What takes place in the thirty two minutes of Air and Light the is perhaps the definitive maturation of the "cosmic" artist. Roach is at his best in the great outdoors, free from the limits of time, with only his electronic instrumentation to construct worlds of sound that reflect his mental state more faithfully the longer they have to focus, and which after a while seem to have a life of their own.
With Western Spaces (Innovative Communications, 1987) (Fortuna 1988) three electric gurus from Los Angeles made an album dedicated to the desert. This was Roach's first tribute to the environment which would characterize all of his works to come. Roach's two solo pieces Breathing Stone and In The Heat Of Venus, arid; anemic; stripped of flesh, are still marked by "quiet music".
In this period, Roach was also recording Leaving Time (RCA,1988) with Michael Shrieve in New York: there he would meet Jon Hassell, who would exercise a great influence over him.
Dreamtime Return (Fortuna, 1988) marks the culmination of Roach's phase of "losangelisiana". Here Roach brings forth an oneiric quality not present on the previous recordings. Without ever having been, Roach would become and remain so captivated by Australia on film, that he would attempt to link his own trance state with that of the aboriginals. The contribution of Robert Rich was fundamental; an attention to "organic" rhythms. These rhythms would definitively relegate the sequencer to the antiques cabinet, and open the doors to world music. Equally precious is the collaboration with David Hudson and Percy Trezi, longtime researchers of the primitive music of Australia.
Dreamtime Return is first and foremost a concept album; an electronic "concept" which has as its driving theme the magic rituals of primitive peoples. It is also, in its own way, a giant of electronics, less for its duration (over two hours) than for the deployment of instruments (from the computer to Hudson's didgeridoo, from Rich's percussion to Braheny's piano), styles (from synth pop to world music) and emotions (from the magical to the tragic, the ecstatic to the heroic).
The tracklist is ordered like a journey, which begins with the compelling sequencer of Towards The Dream and ends with the whirlpool of synthesizers in Return (both are metaphors: of man in search of the primal truth, and of man who has overcome a state of crisis to become a sage).

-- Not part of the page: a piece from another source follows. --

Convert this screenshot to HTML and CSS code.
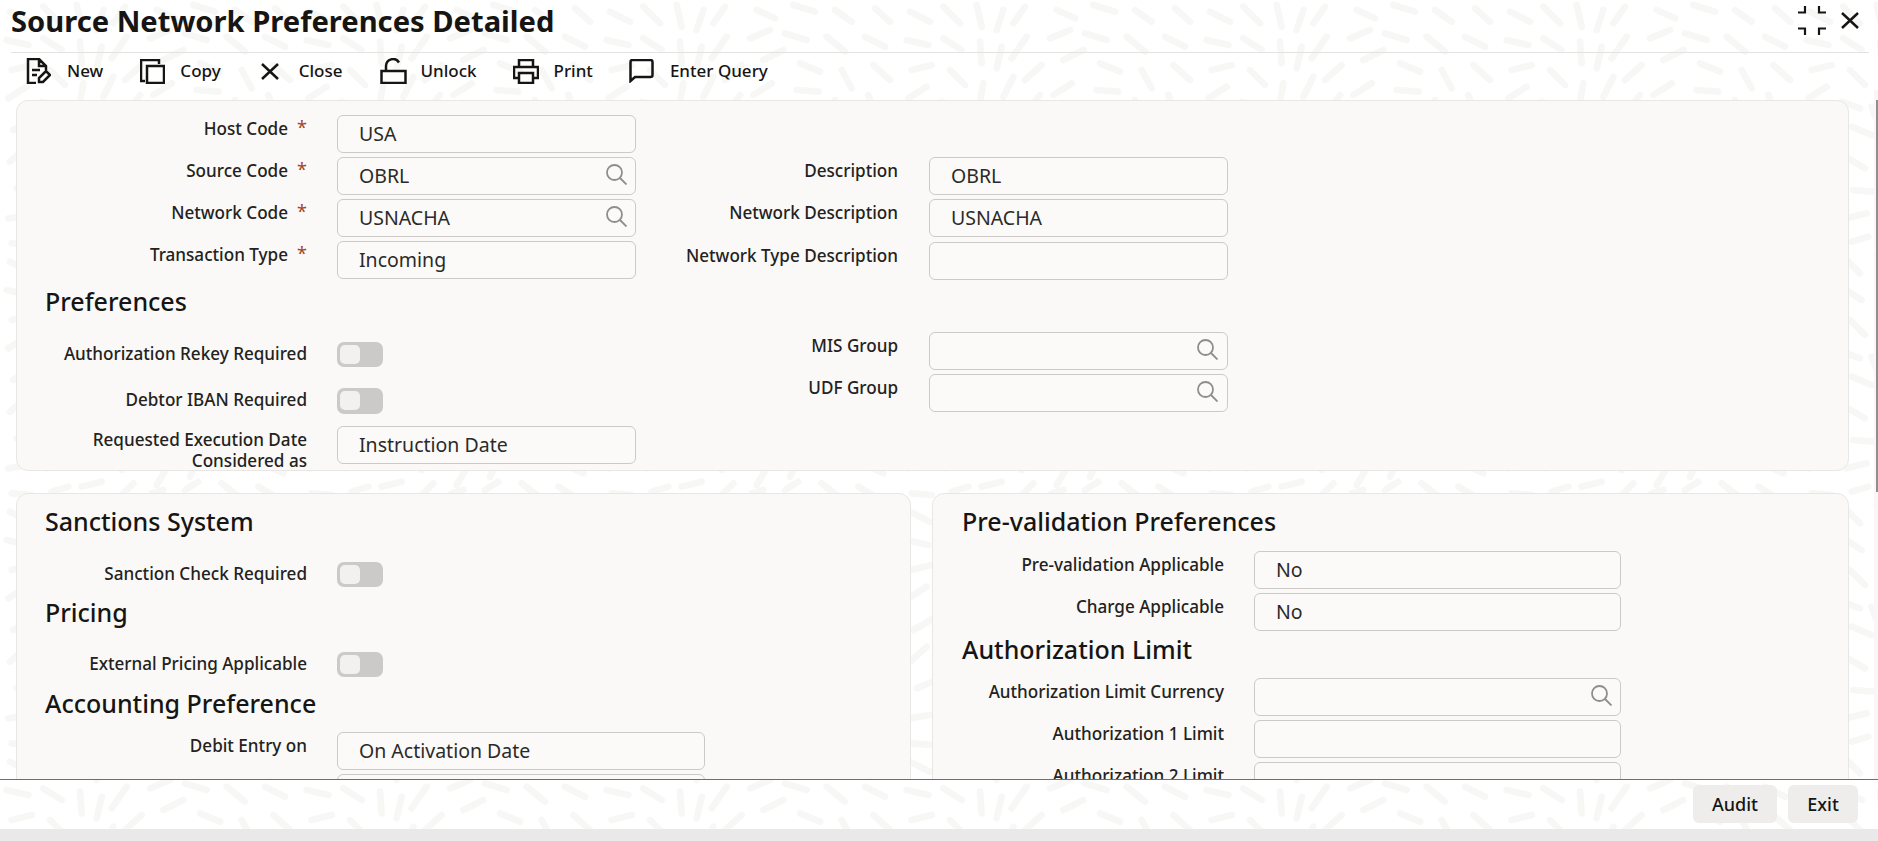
FILE: index.html
```html
<!DOCTYPE html>
<html lang="en">
<head>
<meta charset="utf-8">
<title>Source Network Preferences Detailed</title>
<link rel="stylesheet" href="styles.css">
</head>
<body>
<div class="page">
  <header class="titlebar">
    <h1 class="title">Source Network Preferences Detailed</h1>
    <div class="window-actions">
      <svg class="ico-shrink" viewBox="0 0 28 29" width="28" height="29"><path d="M7 0v6.500H0M21 0v6.500h7M7 29v-6.500H0M21 29v-6.500h7"/></svg>
      <svg class="ico-x" viewBox="0 0 18 17" width="18" height="17"><path d="M1 1l16 15M17 1L1 16"/></svg>
    </div>
  </header>
  <nav class="toolbar">
    <a class="tool tool-new">
      <svg class="tool-ico" viewBox="0 0 25 26" width="25" height="26"><path d="M10 25H2V1h11l7 7v5M13 1v7h7M6 12h8M6 17h5M13 24v-4l7-7 4 4-7 7z"/></svg>
      <span>New</span>
    </a>
    <a class="tool tool-copy">
      <svg class="tool-ico" viewBox="0 0 25 25" width="25" height="25"><path d="M5 22H1V1h18v4M7 7h17v17H7z"/></svg>
      <span>Copy</span>
    </a>
    <a class="tool tool-close">
      <svg class="tool-ico" viewBox="0 0 18 17" width="18" height="17"><path d="M1 1l16 15M17 1L1 16"/></svg>
      <span>Close</span>
    </a>
    <a class="tool tool-unlock">
      <svg class="tool-ico" viewBox="0 0 27 26" width="27" height="26"><path d="M1.500 13h24v12h-24zM6 13V8a7 7 0 0 1 13-3.500"/></svg>
      <span>Unlock</span>
    </a>
    <a class="tool tool-print">
      <svg class="tool-ico" viewBox="0 0 26 25" width="26" height="25"><path d="M6 8V1h14v7M6 19H1V8h24v11h-5M6 14h14v10H6z"/></svg>
      <span>Print</span>
    </a>
    <a class="tool tool-query">
      <svg class="tool-ico" viewBox="0 0 25 24" width="25" height="24"><path d="M1.500 22V3q0-2 2-2h18q2 0 2 2v13q0 2-2 2H6z"/></svg>
      <span>Enter Query</span>
    </a>
  </nav>
  <main class="content">
    <section class="panel panel-top">
      <div class="col col-a">
        <div class="field"><label class="lbl">Host Code<i class="req">*</i></label><div class="inp">USA</div></div>
        <div class="field"><label class="lbl">Source Code<i class="req">*</i></label><div class="inp">OBRL<svg class="search" viewBox="0 0 21 21" width="21" height="21"><circle cx="8.500" cy="8.500" r="7.500"/><path d="M14 14l6.500 6.500"/></svg></div></div>
        <div class="field"><label class="lbl">Network Code<i class="req">*</i></label><div class="inp">USNACHA<svg class="search" viewBox="0 0 21 21" width="21" height="21"><circle cx="8.500" cy="8.500" r="7.500"/><path d="M14 14l6.500 6.500"/></svg></div></div>
        <div class="field"><label class="lbl">Transaction Type<i class="req">*</i></label><div class="inp">Incoming</div></div>
        <h2 class="head head-pref">Preferences</h2>
        <div class="field field-toggle"><label class="lbl">Authorization Rekey Required</label><div class="toggle"><b></b></div></div>
        <div class="field field-toggle field-tight"><label class="lbl">Debtor IBAN Required</label><div class="toggle"><b></b></div></div>
        <div class="field"><label class="lbl lbl-two">Requested Execution Date Considered as</label><div class="inp">Instruction Date</div></div>
      </div>
      <div class="col col-b">
        <div class="field"><label class="lbl">Description</label><div class="inp">OBRL</div></div>
        <div class="field"><label class="lbl">Network Description</label><div class="inp">USNACHA</div></div>
        <div class="field field-nudge"><label class="lbl">Network Type Description</label><div class="inp"></div></div>
        <div class="field field-gap"><label class="lbl">MIS Group</label><div class="inp"><svg class="search" viewBox="0 0 21 21" width="21" height="21"><circle cx="8.500" cy="8.500" r="7.500"/><path d="M14 14l6.500 6.500"/></svg></div></div>
        <div class="field"><label class="lbl">UDF Group</label><div class="inp"><svg class="search" viewBox="0 0 21 21" width="21" height="21"><circle cx="8.500" cy="8.500" r="7.500"/><path d="M14 14l6.500 6.500"/></svg></div></div>
      </div>
    </section>
    <div class="lower">
      <section class="panel panel-left">
        <h2 class="head head-san">Sanctions System</h2>
        <div class="field field-toggle"><label class="lbl">Sanction Check Required</label><div class="toggle"><b></b></div></div>
        <h2 class="head head-pri">Pricing</h2>
        <div class="field field-toggle"><label class="lbl">External Pricing Applicable</label><div class="toggle"><b></b></div></div>
        <h2 class="head head-acc">Accounting Preference</h2>
        <div class="field field-wide"><label class="lbl">Debit Entry on</label><div class="inp">On Activation Date</div></div>
        <div class="field field-wide"><label class="lbl"></label><div class="inp"></div></div>
      </section>
      <section class="panel panel-right">
        <h2 class="head head-pre">Pre-validation Preferences</h2>
        <div class="field"><label class="lbl">Pre-validation Applicable</label><div class="inp">No</div></div>
        <div class="field"><label class="lbl">Charge Applicable</label><div class="inp">No</div></div>
        <h2 class="head head-auth">Authorization Limit</h2>
        <div class="field"><label class="lbl">Authorization Limit Currency</label><div class="inp"><svg class="search" viewBox="0 0 21 21" width="21" height="21"><circle cx="8.500" cy="8.500" r="7.500"/><path d="M14 14l6.500 6.500"/></svg></div></div>
        <div class="field"><label class="lbl">Authorization 1 Limit</label><div class="inp"></div></div>
        <div class="field"><label class="lbl">Authorization 2 Limit</label><div class="inp"></div></div>
      </section>
    </div>
  </main>
  <div class="scrollbar"><div class="thumb"></div></div>
  <footer class="footer">
    <button class="btn btn-audit">Audit</button>
    <button class="btn btn-exit">Exit</button>
  </footer>
  <div class="strip"></div>
</div>
</body>
</html>
```
FILE: styles.css
```css
* { box-sizing: border-box; }
html, body { margin: 0; padding: 0; height: 100%; overflow: hidden; }
body {
  font-family: "Noto Sans", "Open Sans", sans-serif;
  color: #161513;
  background-color: #fff;
  background-size: 300px 250px;
  background-image: url("data:image/svg+xml,%3Csvg xmlns='http://www.w3.org/2000/svg' viewBox='0 0 360 300' width='360' height='300'%3E%3Cg fill='none' stroke='%23f7f7f6' stroke-width='8' stroke-linecap='round'%3E%3Cpath d='M12 14l24 12M52 8l20 20M92 6l6 26M124 12l-8 24M150 8l-14 20M188 12l22 10M232 6l26 8M282 12l20 14M330 10l18 16'/%3E%3Cpath d='M8 48l26 6M52 46l22 14M96 50l2 26M122 56l-6 26M152 44l-18 26M180 46l24-10M222 40l26 8M272 44l22 18M318 44l24 12'/%3E%3Cpath d='M14 84l24-6M60 84l18 18M100 100l-4 22M136 92l-12 24M170 78l-20 18M196 72l24-12M240 76l24 10M290 84l12 22M328 78l20 18'/%3E%3Cpath d='M10 118l22-14M50 122l22 8M92 144l-6-16M132 132l-8 26M168 114l-18 22M206 100l-22 14M236 108l26 2M282 120l8 24M322 114l10 26'/%3E%3Cpath d='M16 156l24-14M62 152l24 10M108 166l-2 24M146 170l-10 22M178 146l-12 26M220 138l-22 16M250 142l24 6M302 156l6 26M344 148l4 24'/%3E%3Cpath d='M12 194l20-18M54 188l24 14M94 210l14 14M132 206l2 24M170 194l-8 26M208 176l-16 20M244 174l24 10M284 192l18 12M326 188l14 20'/%3E%3Cpath d='M20 226l24-10M64 228l24 2M104 250l22 4M150 240l-4 24M188 222l-10 24M228 208l-14 24M262 212l22 10M306 224l20 8M346 218l8 24'/%3E%3Cpath d='M10 262l26-4M56 262l24-6M98 284l24-6M160 280l-14 14M200 262l-12 20M240 248l-12 24M276 248l22 10M318 258l22 10'/%3E%3Cpath d='M14 292l24 2M62 290l20-6M182 292l14-4M222 288l16-10M266 280l18 14M310 284l20 12'/%3E%3C/g%3E%3C/svg%3E");
}
.page {
  position: relative;
  display: flex;
  flex-direction: column;
  width: 1878px;
  height: 841px;
  overflow: hidden;
}

/* title */
.titlebar {
  flex: none;
  display: flex;
  align-items: flex-start;
  justify-content: space-between;
  height: 53px;
  margin: 0 9px 0 11px;
  border-bottom: 1px solid #e4e3e1;
}
.title {
  margin: 0;
  font-size: 29.15px;
  line-height: 43px;
  font-weight: 700;
}
.window-actions { display: flex; align-items: flex-start; gap: 15px; padding: 6px 10px 0 0; }
.ico-shrink path { fill: none; stroke: #161513; stroke-width: 2.2; }
.ico-x { margin-top: 6px; }
.ico-x path { fill: none; stroke: #161513; stroke-width: 2.5; }

/* toolbar */
.toolbar {
  flex: none;
  display: flex;
  align-items: center;
  height: 47px;
  padding: 0 0 11px 26px;
  font-size: 17px;
  font-weight: 500;
}
.tool { display: flex; align-items: center; gap: 16px; }
.tool span { padding-bottom: 2px; }
.tool-ico { flex: none; fill: none; stroke: #161513; stroke-width: 2.5; }
.tool-copy { margin-left: 37px; gap: 15px; }
.tool-close { margin-left: 40px; gap: 20px; }
.tool-unlock { margin-left: 37px; gap: 14px; }
.tool-print { margin-left: 36px; gap: 15px; }
.tool-query { margin-left: 36px; }

/* panels */
.content { flex: 1; min-height: 0; overflow: hidden; padding: 0 29px 0 16px; }
.panel {
  background: #faf9f7;
  border: 1px solid #e9e7e4;
  border-radius: 12px;
}
.panel-top { display: flex; height: 371px; padding-top: 14px; }
.col-a { width: 619px; }
.col-b { width: 600px; padding-top: 42px; --lab: 262px; --lab-gap: 31px; }
.lower { display: flex; gap: 21px; margin-top: 22px; height: 400px; }
.panel-left { width: 895px; padding-top: 11px; }
.panel-right { flex: 1; padding-top: 11px; --lab: 291px; }

/* fields */
.field { display: flex; height: 38px; margin-bottom: 4px; }
.lbl {
  flex: none;
  width: var(--lab, 290px);
  margin-right: var(--lab-gap, 30px);
  padding-top: 3px;
  font-size: 17.1px;
  line-height: 21px;
  font-weight: 500;
  color: #232220;
  text-align: right;
}
.req {
  display: inline-block;
  width: 19px;
  color: #a8431b;
  font-style: normal;
  font-weight: 400;
  font-size: 18px;
  line-height: 19px;
  text-align: right;
  vertical-align: top;
}
.inp {
  position: relative;
  flex: none;
  width: 299px;
  height: 38px;
  padding-left: 21px;
  font-size: 19.5px;
  line-height: 36px;
  color: #2b2a28;
  background: #fbfaf9;
  border: 1px solid #cbcac7;
  border-radius: 6px;
}
.panel-right .inp { width: 367px; }
.field-wide .inp { width: 368px; }
.search {
  position: absolute;
  top: 6px;
  right: 8px;
  fill: none;
  stroke: #8e8d8b;
  stroke-width: 1.800;
}
.col-b .search { right: 9px; }

/* toggles */
.field-toggle { height: 25px; margin-bottom: 21px; }
.field-toggle .lbl { padding-top: 1px; }
.field-tight { margin-bottom: 13px; }
.field-tight .toggle { height: 26px; }
.toggle {
  width: 46px;
  height: 25px;
  padding: 3px;
  background: #cbcac8;
  border-radius: 7px;
}
.toggle b {
  display: block;
  width: 20px;
  height: 19px;
  background: #f2f1ef;
  border-radius: 5px;
}
.lbl-two { padding-left: 40px; }
.field-nudge { margin-top: 5px; margin-bottom: 0; }
.field-gap { margin-top: 52px; }

/* headings */
.head {
  height: 36px;
  margin: 0;
  padding-left: 28px;
  font-size: 25px;
  line-height: 36px;
  font-weight: 500;
  color: #161513;
}
.lower .head { line-height: 32px; }
.head-pref { margin-bottom: 23px; }
.head-san { margin-bottom: 21px; }
.panel-left .field-toggle { margin-bottom: 10px; }
.head-pri { margin-top: -1px; margin-bottom: 20px; }
.head-acc { margin-bottom: 9px; }
.head-pre { margin-bottom: 10px; padding-left: 29px; }
.head-auth { margin: -2px 0 9px; padding-left: 29px; }

/* footer */
.scrollbar {
  position: absolute;
  top: 90px;
  right: 0;
  width: 4px;
  height: 689px;
  background: #f7f7f7;
}
.thumb {
  position: absolute;
  top: 10px;
  right: 0;
  width: 2px;
  height: 392px;
  background: #8f8f8f;
}
.footer {
  position: relative;
  flex: none;
  display: flex;
  justify-content: flex-end;
  gap: 11px;
  height: 50px;
  padding: 5px 20px 0 0;
  border-top: 1px solid #6f6e6c;
}
.btn {
  height: 38px;
  padding: 0;
  font-family: inherit;
  font-size: 18px;
  font-weight: 500;
  color: #161513;
  background: #eeedeb;
  border: 0;
  border-radius: 6px;
}
.btn-audit { width: 84px; }
.btn-exit { width: 70px; }
.strip { flex: none; height: 12px; background: #e9e9e9; }
```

During this metaphysical journey, Roach enters
mysterious places of space and mind, which are rendered through oneiric suspense punctuated by primitive rhythms and electronic effects (Airtribe Meets The Dream Ghost), to immerse himself in pagan ceremonies, rendered by subliminal sounds and intermittent choirs (A Circular Ceremony), and reach the "other side" of this world - an internal world. Here Roach indulges in a more metaphysical ecstasy, with languid Kitaro-esque melodies (The Other Side) and fluctuations of cosmic hiss (Magnificent Gallery).
Penetrating ever deeper into this archaic and
arcane dimension, Roach reaches a music of a kind of classical austerity,
almost a sonata for piano and electronics with the inherent qualities of
ambient music (Truth In
Passing).
This is a journey that begins on Earth, through
natural landscapes and then moves into the world of experience, the
subconscious, memory and hidden meanders of the mind.
The album's strongest piece is the unending
psychodrama of Looking For
Safety, over half an hour of ebbing melodic figures, very slowly evolving
over a dark rumble in the background in which a sense of impending tragedy
slowly dissolves into a sorrowful cosmic mantra. Here a liturgy of the subconscious
takes form, which reclaims the most authentic dimension of the human soul, the
one that only emerges through contact with ancient civilisations,
and which, for this very reason, could not be more universal.
Taking a cue from Jon Hassell's
anthropo-musical agenda of exploring the collective
subconscious that transcends the specificity of culture, Roach, in a
shaman-like exhumation, retrieves an ancient, primordial voice through
electronic technology.
From a more tragic climate, signaled by the electronic
dissonances of Through A Strong Eye)
(the eye through which the aboriginal shaman can read the future), Roach
reaches the rhythmic crescendo of The
Ancient Day, and finally Red Twilight With The Old Ones, in which
a foundation of rather skeletal electronics is juxtaposed with alien sounds and
ritual chants. The suffocated sobs of his synthesizer caress the fragile
shimmers of the percussion in arcane emotional excursus.
It is perhaps the most personal album of his
career; neither filtered through an alien culture like those of his Australian
period, nor influenced by a Western genre like those of the cosmic period. The
result is a tragic work: full of the spirit of a metaphysical warrior, who must
face his fears and overcome them to assert himself;
full of the sense of danger that dominates all of Roach's life.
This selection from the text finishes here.